Web page code records

** BEGIN **

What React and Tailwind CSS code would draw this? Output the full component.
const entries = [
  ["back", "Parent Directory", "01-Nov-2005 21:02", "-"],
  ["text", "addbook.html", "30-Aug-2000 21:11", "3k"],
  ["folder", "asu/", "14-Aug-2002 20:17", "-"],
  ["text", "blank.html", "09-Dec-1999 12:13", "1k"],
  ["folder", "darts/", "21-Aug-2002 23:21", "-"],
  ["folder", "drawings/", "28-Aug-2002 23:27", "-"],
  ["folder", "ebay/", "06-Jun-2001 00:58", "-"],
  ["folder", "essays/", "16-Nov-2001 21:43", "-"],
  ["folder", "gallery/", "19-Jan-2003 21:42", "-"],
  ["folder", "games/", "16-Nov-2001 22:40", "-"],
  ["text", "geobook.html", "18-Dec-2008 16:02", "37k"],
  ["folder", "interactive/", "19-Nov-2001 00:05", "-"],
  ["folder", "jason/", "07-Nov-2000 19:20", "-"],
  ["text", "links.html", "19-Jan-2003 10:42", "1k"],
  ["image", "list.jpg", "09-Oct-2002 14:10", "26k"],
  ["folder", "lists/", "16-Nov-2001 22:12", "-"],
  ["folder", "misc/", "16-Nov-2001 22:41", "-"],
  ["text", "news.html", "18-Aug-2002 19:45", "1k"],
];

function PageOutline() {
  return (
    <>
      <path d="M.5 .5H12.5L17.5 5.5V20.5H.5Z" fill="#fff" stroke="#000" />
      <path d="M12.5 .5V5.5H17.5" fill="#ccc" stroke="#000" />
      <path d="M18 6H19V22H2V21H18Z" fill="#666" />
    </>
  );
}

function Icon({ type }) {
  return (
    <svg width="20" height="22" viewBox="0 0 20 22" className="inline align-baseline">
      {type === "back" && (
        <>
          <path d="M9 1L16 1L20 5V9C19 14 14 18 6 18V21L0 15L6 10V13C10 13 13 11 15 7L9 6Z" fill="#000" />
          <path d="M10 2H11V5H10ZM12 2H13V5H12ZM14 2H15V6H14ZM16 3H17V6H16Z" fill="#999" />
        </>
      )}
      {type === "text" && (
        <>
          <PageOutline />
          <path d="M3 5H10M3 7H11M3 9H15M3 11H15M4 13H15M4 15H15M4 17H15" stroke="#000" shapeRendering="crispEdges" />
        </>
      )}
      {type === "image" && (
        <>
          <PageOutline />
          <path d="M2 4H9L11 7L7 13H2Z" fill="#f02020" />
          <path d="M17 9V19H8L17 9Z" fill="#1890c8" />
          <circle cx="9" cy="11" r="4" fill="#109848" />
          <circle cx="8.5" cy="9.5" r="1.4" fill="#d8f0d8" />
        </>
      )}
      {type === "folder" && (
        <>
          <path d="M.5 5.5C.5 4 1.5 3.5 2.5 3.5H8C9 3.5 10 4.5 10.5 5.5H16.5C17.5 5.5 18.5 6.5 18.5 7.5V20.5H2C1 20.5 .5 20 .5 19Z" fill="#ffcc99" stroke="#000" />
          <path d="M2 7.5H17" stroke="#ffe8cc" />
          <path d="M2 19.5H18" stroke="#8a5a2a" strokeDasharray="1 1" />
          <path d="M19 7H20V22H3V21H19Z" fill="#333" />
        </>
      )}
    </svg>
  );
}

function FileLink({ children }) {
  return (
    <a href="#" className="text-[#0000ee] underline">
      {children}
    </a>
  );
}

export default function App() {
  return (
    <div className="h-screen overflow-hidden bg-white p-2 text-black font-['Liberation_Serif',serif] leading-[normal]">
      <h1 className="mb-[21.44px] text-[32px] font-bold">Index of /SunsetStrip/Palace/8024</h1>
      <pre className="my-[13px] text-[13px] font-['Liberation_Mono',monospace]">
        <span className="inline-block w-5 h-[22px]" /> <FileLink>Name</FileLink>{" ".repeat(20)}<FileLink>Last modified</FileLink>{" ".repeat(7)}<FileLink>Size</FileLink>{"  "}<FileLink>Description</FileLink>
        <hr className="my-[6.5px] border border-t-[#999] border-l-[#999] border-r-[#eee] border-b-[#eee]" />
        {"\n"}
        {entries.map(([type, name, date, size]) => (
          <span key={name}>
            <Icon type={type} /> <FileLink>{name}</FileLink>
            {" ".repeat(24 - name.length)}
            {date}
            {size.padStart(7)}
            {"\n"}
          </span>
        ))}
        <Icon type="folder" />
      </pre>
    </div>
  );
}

** END **
** BEGIN **

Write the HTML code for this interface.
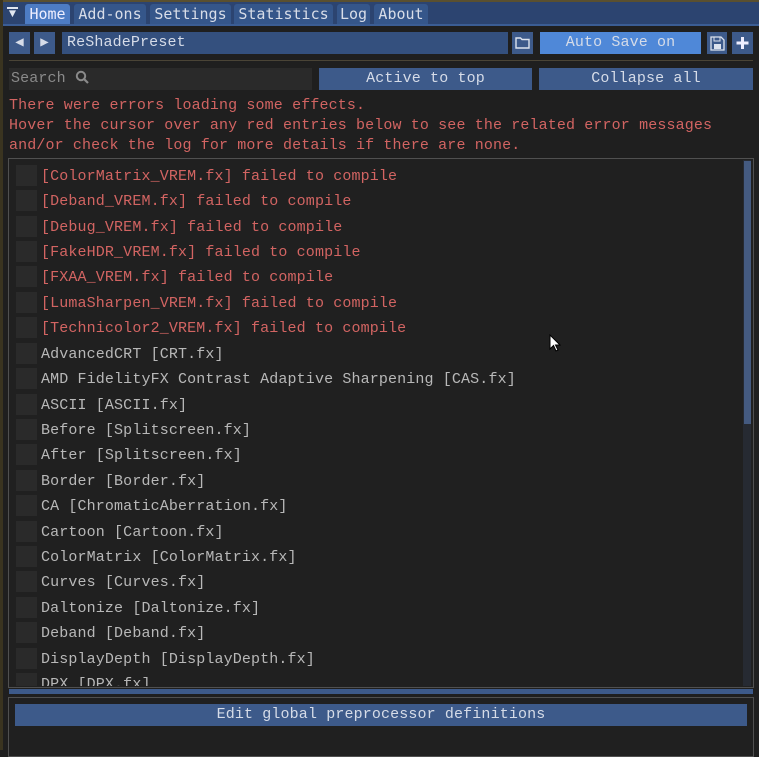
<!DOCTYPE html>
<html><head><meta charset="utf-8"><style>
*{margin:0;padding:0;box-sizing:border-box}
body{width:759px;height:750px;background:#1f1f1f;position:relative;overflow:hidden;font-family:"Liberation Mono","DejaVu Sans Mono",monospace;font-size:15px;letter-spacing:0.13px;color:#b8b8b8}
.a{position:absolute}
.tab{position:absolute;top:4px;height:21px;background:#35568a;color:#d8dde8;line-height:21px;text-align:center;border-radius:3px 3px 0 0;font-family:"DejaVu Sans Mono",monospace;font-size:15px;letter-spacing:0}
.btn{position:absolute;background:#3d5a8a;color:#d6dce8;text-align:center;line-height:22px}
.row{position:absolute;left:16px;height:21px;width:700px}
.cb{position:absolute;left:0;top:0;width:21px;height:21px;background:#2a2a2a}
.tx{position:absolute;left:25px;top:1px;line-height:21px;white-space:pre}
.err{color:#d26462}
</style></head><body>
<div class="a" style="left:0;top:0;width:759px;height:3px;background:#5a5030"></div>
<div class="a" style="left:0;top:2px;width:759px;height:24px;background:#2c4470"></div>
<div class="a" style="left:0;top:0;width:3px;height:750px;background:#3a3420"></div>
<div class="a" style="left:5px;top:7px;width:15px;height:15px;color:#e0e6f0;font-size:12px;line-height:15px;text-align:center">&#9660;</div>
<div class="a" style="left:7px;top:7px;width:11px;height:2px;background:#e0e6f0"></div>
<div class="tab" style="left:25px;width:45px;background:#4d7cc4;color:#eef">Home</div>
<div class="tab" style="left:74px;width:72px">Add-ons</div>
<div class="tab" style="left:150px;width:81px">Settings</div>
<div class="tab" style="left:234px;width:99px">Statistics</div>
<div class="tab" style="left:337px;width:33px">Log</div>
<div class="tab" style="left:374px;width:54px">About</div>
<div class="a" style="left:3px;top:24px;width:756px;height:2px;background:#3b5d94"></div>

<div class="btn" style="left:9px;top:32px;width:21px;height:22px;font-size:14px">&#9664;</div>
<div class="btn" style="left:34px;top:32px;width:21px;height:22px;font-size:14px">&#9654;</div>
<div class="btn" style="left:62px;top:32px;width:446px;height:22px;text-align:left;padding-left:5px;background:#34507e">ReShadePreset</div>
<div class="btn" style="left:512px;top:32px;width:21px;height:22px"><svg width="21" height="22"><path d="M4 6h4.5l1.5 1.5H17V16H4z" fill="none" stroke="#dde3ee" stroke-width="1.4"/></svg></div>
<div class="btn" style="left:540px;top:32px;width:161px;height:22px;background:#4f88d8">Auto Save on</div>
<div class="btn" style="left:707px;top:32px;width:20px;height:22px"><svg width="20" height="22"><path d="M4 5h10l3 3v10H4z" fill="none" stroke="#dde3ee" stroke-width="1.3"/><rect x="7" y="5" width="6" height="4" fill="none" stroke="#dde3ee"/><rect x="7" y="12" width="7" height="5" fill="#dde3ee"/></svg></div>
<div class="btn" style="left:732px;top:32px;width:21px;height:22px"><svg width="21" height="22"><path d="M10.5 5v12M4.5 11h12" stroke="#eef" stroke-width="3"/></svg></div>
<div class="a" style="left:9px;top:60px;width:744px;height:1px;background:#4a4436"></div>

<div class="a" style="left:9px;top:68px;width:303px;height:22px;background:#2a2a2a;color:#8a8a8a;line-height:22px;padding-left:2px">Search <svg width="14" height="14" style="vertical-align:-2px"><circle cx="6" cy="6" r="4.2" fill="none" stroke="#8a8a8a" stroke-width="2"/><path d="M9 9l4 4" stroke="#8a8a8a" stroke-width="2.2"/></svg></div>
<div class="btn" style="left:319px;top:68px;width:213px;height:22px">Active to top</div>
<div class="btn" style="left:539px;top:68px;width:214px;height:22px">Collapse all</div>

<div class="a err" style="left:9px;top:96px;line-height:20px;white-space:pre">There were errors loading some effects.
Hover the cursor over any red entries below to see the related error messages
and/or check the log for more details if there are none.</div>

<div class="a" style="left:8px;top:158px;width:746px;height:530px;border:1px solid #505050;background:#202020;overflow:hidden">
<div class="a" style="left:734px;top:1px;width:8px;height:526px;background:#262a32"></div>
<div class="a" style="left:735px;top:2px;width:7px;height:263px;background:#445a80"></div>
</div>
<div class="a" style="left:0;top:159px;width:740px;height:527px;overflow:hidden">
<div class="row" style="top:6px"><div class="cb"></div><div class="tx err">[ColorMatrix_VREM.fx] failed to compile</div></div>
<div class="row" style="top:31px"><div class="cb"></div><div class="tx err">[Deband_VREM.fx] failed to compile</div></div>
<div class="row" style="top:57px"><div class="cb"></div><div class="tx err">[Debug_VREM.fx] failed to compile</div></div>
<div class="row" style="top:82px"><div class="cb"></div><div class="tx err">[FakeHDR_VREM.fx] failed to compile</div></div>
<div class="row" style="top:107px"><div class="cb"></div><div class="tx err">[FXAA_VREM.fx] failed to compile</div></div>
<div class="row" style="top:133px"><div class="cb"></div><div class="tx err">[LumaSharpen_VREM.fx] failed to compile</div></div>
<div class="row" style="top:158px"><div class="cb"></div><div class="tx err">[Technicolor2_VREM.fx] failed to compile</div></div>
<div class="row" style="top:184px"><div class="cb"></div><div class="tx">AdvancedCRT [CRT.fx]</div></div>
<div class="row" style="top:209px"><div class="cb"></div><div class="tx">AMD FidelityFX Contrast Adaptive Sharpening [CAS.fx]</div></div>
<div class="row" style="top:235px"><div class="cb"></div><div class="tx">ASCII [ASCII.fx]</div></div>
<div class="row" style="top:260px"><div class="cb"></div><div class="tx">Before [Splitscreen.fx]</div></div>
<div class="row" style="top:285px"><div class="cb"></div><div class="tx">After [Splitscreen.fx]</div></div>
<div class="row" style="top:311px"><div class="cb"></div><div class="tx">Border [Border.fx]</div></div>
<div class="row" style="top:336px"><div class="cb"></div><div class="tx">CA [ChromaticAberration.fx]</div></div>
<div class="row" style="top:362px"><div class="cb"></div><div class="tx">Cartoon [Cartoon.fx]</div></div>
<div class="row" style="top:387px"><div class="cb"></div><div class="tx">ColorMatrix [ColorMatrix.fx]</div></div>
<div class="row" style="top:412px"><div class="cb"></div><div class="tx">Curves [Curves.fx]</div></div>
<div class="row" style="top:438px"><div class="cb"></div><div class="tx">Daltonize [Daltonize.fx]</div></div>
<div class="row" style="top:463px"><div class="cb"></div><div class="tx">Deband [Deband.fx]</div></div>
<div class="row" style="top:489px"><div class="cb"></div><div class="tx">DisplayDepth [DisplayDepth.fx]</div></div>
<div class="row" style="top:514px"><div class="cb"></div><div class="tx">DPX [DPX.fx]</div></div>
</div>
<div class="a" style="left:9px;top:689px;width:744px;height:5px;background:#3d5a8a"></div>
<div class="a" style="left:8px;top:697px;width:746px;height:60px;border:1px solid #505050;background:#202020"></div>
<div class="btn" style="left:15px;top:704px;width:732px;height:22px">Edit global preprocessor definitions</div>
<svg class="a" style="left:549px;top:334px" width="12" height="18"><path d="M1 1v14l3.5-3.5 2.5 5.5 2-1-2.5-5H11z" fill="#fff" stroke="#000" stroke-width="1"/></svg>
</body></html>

** END **

• [Exercise]
Find all lines holding the string "this" and copy them.

• [Problem solution]
What React and Tailwind CSS code would draw this? Output the full component.
Write the HTML code for this interface.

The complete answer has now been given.